*** Record extracts ***
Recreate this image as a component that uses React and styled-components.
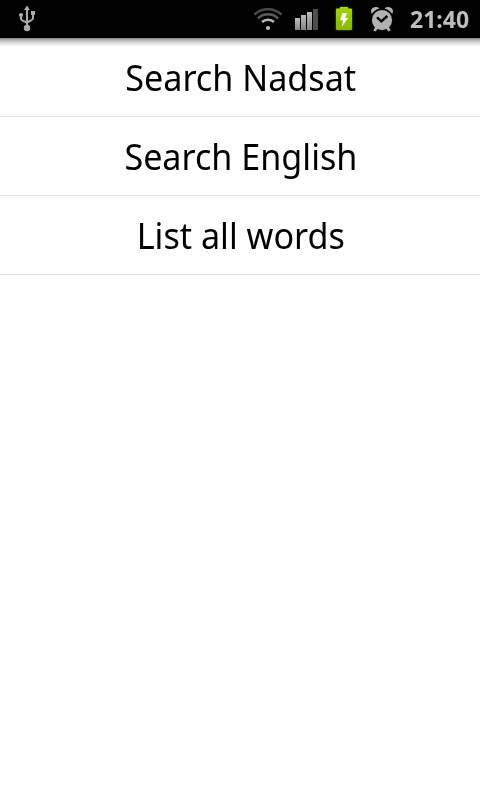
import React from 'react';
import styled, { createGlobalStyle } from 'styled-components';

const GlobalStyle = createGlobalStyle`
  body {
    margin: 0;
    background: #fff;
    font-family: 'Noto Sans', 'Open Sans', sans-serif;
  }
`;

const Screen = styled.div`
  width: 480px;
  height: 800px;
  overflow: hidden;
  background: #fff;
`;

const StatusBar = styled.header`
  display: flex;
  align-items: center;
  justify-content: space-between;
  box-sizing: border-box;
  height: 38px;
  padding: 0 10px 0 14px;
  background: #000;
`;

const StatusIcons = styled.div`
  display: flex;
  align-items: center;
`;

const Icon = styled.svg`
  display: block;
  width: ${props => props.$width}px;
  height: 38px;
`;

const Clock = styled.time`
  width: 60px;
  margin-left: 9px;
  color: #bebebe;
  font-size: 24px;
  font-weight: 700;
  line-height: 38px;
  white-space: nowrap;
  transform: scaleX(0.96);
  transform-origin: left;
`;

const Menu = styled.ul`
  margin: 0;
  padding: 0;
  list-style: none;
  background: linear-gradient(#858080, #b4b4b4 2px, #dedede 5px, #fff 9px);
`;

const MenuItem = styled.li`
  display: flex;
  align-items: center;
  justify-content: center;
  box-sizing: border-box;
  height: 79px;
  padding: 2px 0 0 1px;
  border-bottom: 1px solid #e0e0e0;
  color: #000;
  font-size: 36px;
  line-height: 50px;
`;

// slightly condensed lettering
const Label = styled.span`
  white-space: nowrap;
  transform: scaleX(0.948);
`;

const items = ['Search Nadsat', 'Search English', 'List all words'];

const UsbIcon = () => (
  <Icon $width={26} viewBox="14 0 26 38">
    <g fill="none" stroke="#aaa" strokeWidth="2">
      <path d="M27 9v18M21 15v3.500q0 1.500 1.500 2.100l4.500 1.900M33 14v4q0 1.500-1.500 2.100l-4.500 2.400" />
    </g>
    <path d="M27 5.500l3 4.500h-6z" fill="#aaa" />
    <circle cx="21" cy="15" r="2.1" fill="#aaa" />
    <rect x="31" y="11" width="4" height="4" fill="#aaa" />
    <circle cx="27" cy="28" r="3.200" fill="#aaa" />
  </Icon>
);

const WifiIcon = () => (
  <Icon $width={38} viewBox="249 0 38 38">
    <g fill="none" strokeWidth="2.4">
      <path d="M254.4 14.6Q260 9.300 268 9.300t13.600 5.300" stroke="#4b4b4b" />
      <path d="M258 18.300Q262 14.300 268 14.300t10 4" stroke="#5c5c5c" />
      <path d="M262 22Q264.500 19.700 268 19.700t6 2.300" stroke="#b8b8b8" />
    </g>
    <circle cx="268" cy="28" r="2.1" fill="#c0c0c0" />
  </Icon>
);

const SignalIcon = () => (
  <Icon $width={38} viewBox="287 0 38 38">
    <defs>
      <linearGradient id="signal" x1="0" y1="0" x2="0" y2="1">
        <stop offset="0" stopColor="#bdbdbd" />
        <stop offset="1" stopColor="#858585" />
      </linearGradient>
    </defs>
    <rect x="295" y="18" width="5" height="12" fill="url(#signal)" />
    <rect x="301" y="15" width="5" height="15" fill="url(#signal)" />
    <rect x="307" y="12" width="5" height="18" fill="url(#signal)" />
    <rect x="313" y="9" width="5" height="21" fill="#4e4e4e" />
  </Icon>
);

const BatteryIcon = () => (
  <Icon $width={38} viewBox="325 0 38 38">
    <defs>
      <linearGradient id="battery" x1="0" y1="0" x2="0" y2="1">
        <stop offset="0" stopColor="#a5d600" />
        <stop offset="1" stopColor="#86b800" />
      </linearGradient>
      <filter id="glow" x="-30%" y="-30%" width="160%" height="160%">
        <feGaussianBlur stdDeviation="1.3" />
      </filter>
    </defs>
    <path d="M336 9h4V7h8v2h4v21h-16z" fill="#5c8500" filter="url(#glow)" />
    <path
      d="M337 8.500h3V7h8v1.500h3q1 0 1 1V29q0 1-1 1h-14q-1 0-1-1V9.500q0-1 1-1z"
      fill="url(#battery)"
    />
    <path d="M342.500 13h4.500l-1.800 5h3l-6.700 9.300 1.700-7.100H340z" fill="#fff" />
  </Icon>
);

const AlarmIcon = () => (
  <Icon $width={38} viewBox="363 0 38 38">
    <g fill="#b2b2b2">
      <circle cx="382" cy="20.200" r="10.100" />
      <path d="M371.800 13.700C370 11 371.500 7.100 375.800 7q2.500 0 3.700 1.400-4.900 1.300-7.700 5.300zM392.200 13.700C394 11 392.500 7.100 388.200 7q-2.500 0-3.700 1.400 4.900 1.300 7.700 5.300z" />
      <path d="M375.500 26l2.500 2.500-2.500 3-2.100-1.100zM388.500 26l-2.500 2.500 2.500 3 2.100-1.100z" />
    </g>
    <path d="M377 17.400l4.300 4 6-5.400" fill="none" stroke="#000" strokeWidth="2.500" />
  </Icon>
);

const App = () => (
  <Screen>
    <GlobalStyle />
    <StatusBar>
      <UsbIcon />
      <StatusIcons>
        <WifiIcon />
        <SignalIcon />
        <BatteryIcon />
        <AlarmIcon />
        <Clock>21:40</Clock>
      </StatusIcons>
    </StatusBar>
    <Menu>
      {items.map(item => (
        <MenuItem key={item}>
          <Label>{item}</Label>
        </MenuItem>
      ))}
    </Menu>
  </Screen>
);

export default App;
***
*** Record extracts ***
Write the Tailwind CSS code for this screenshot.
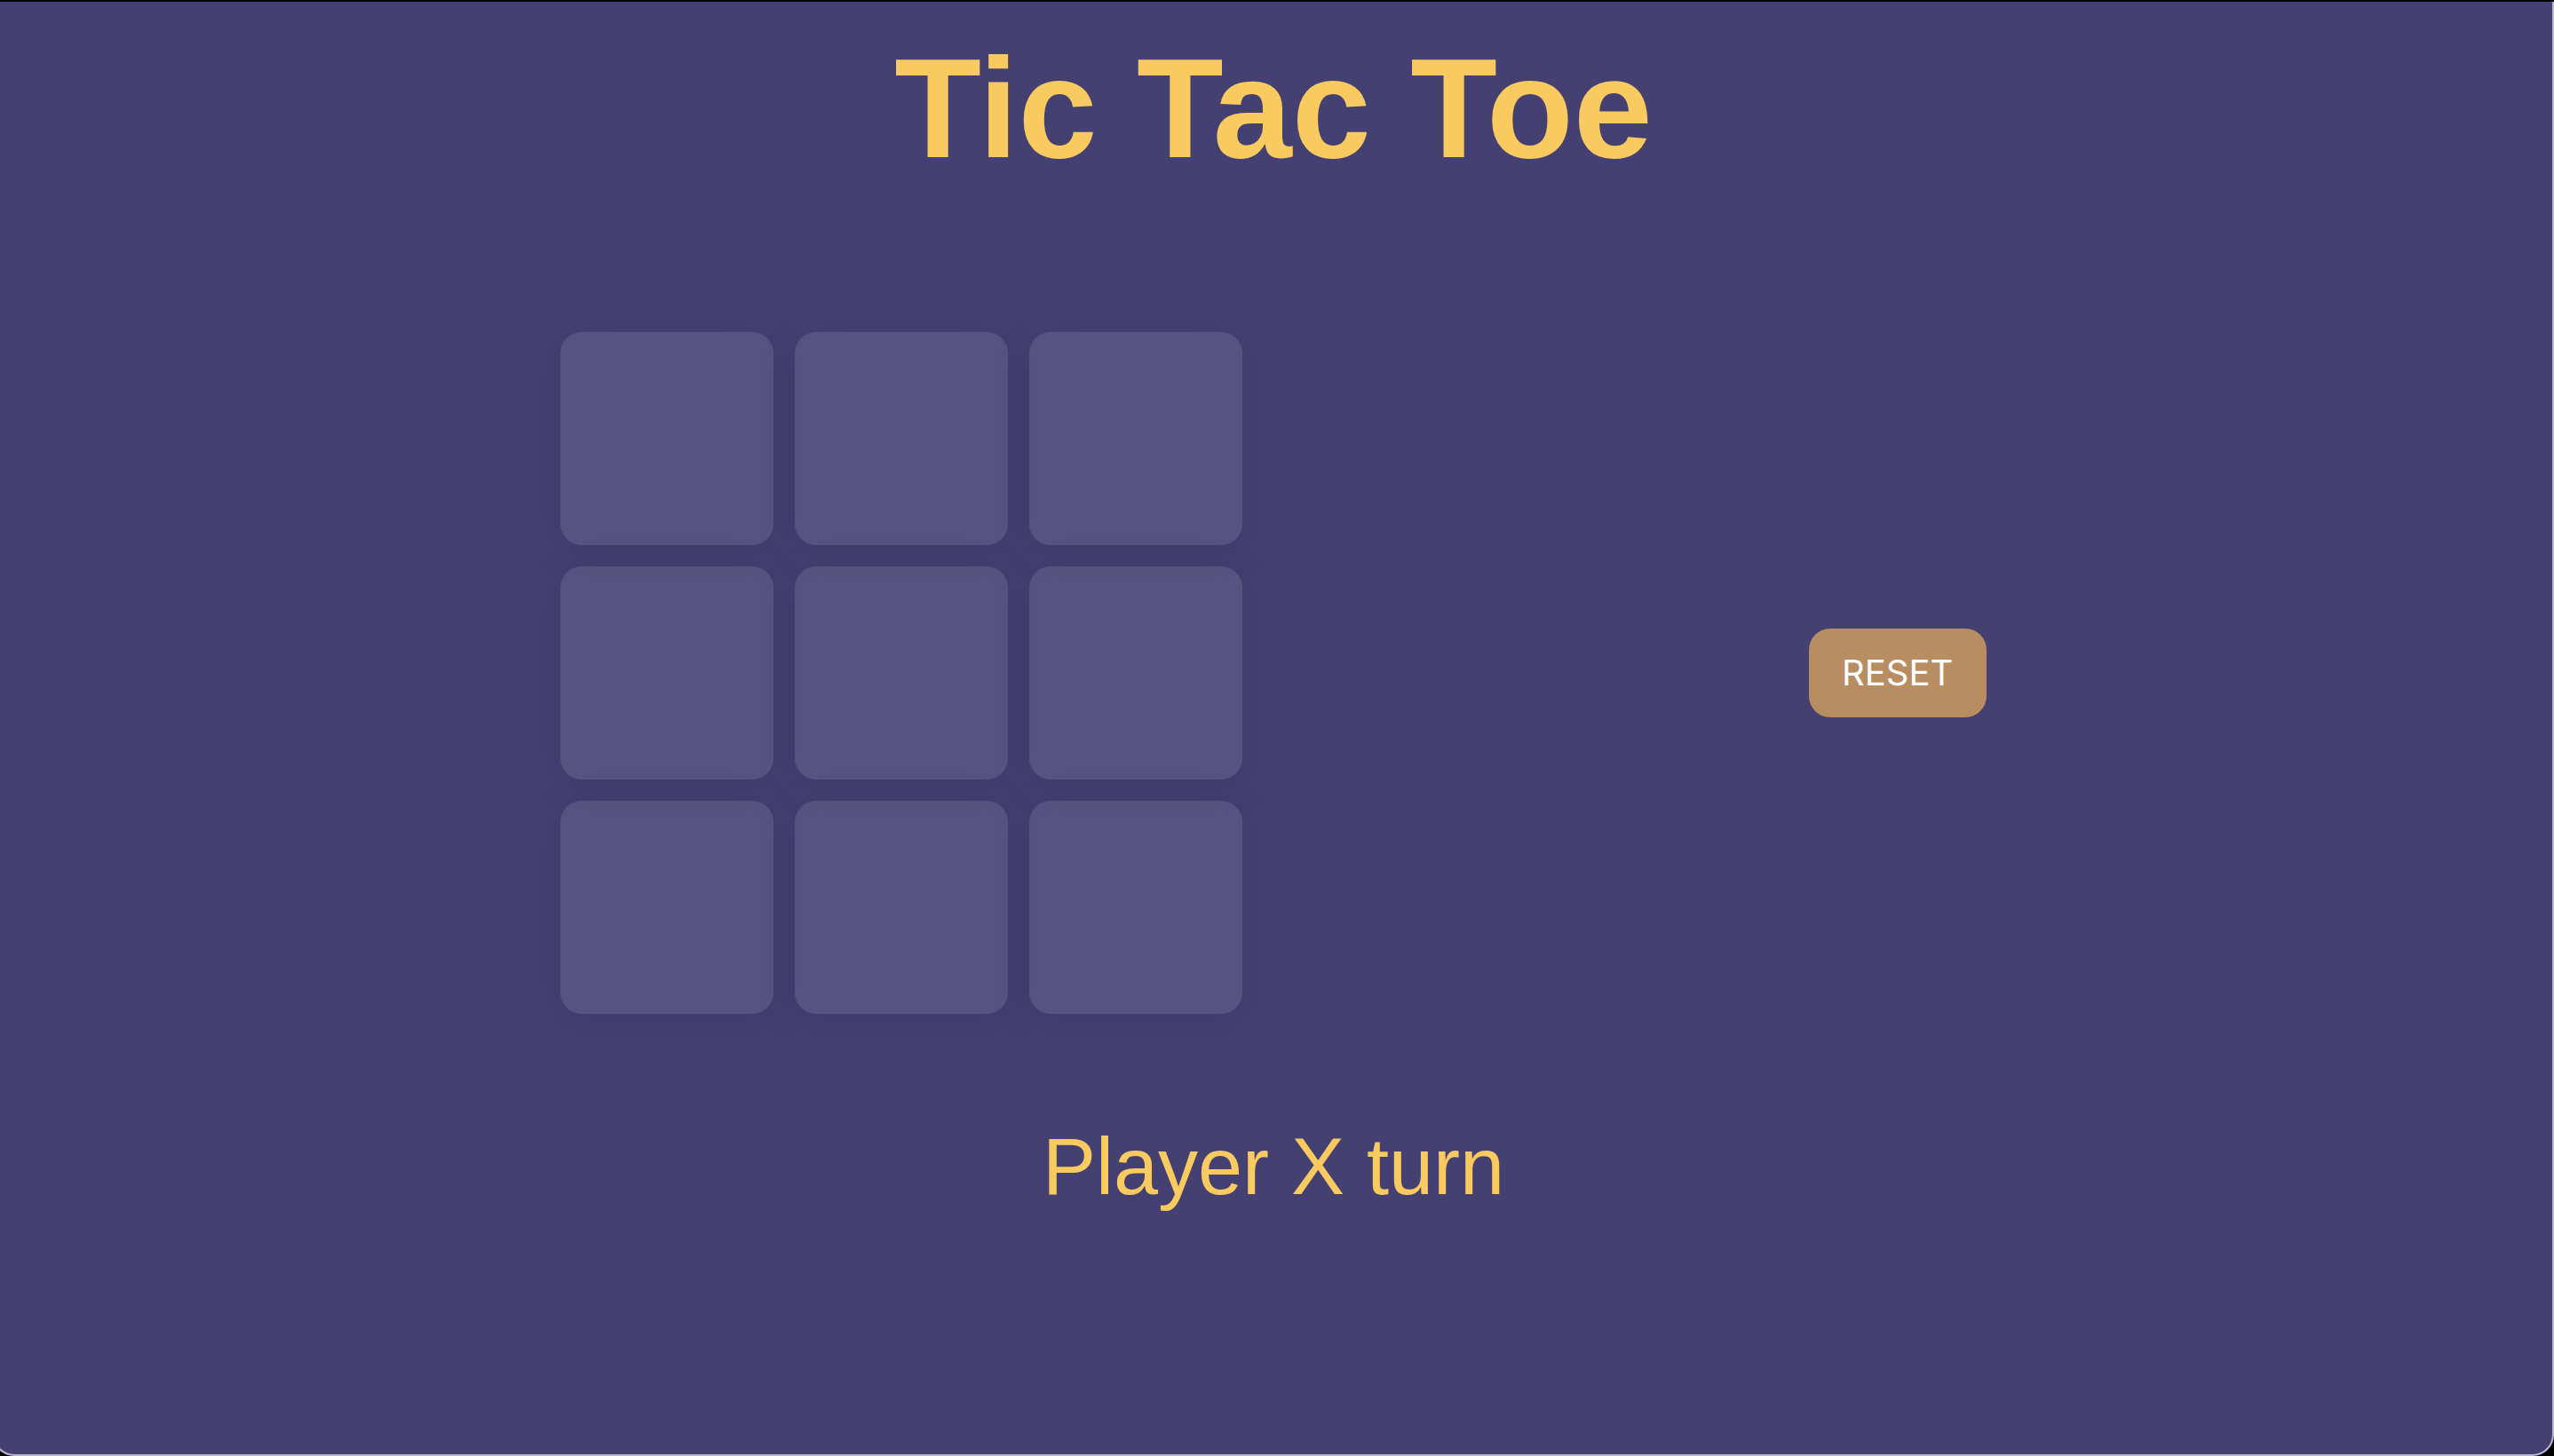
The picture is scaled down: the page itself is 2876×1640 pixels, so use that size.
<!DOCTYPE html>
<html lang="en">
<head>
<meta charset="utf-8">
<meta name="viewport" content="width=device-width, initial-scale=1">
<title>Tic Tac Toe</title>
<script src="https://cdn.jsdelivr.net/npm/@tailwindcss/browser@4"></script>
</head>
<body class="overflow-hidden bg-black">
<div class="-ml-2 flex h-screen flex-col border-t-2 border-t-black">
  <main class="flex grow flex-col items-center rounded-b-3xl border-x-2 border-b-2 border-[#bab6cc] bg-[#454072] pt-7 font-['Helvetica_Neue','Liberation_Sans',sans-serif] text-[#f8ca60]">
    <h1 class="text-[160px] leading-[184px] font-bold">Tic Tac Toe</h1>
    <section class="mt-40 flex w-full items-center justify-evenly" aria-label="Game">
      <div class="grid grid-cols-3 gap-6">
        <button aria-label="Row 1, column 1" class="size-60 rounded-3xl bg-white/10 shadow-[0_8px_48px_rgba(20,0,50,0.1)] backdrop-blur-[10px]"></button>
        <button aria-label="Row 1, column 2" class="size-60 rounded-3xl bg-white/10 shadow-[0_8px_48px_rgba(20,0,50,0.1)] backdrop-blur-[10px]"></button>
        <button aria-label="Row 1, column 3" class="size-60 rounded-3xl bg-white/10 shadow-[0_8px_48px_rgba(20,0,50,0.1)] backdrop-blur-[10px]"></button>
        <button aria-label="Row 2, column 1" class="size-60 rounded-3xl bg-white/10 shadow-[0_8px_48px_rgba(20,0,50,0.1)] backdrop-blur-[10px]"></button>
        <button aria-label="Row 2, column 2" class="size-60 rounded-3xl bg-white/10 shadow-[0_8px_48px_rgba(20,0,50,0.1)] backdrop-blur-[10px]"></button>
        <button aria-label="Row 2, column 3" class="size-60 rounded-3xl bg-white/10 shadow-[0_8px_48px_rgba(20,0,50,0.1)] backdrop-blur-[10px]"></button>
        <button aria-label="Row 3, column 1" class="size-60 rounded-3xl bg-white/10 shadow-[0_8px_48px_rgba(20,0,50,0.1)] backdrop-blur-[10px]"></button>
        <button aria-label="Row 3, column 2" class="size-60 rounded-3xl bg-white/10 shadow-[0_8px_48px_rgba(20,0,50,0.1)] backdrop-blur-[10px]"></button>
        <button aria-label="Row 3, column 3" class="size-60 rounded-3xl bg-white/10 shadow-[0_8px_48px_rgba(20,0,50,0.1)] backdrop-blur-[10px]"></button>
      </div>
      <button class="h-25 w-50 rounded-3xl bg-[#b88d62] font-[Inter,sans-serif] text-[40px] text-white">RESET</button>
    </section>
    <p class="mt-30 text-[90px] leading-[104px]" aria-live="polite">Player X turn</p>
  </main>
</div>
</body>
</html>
***
■ Instructions for the task:
Find the word "size" in the material, then list each line that holds it.

■ The completed task:
  font-size: 24px;
  font-size: 36px;
The picture is scaled down: the page itself is 2876×1640 pixels, so use that size.
        <button aria-label="Row 1, column 1" class="size-60 rounded-3xl bg-white/10 shadow-[0_8px_48px_rgba(20,0,50,0.1)] backdrop-blur-[10px]"></button>
        <button aria-label="Row 1, column 2" class="size-60 rounded-3xl bg-white/10 shadow-[0_8px_48px_rgba(20,0,50,0.1)] backdrop-blur-[10px]"></button>
        <button aria-label="Row 1, column 3" class="size-60 rounded-3xl bg-white/10 shadow-[0_8px_48px_rgba(20,0,50,0.1)] backdrop-blur-[10px]"></button>
        <button aria-label="Row 2, column 1" class="size-60 rounded-3xl bg-white/10 shadow-[0_8px_48px_rgba(20,0,50,0.1)] backdrop-blur-[10px]"></button>
        <button aria-label="Row 2, column 2" class="size-60 rounded-3xl bg-white/10 shadow-[0_8px_48px_rgba(20,0,50,0.1)] backdrop-blur-[10px]"></button>
        <button aria-label="Row 2, column 3" class="size-60 rounded-3xl bg-white/10 shadow-[0_8px_48px_rgba(20,0,50,0.1)] backdrop-blur-[10px]"></button>
        <button aria-label="Row 3, column 1" class="size-60 rounded-3xl bg-white/10 shadow-[0_8px_48px_rgba(20,0,50,0.1)] backdrop-blur-[10px]"></button>
        <button aria-label="Row 3, column 2" class="size-60 rounded-3xl bg-white/10 shadow-[0_8px_48px_rgba(20,0,50,0.1)] backdrop-blur-[10px]"></button>
        <button aria-label="Row 3, column 3" class="size-60 rounded-3xl bg-white/10 shadow-[0_8px_48px_rgba(20,0,50,0.1)] backdrop-blur-[10px]"></button>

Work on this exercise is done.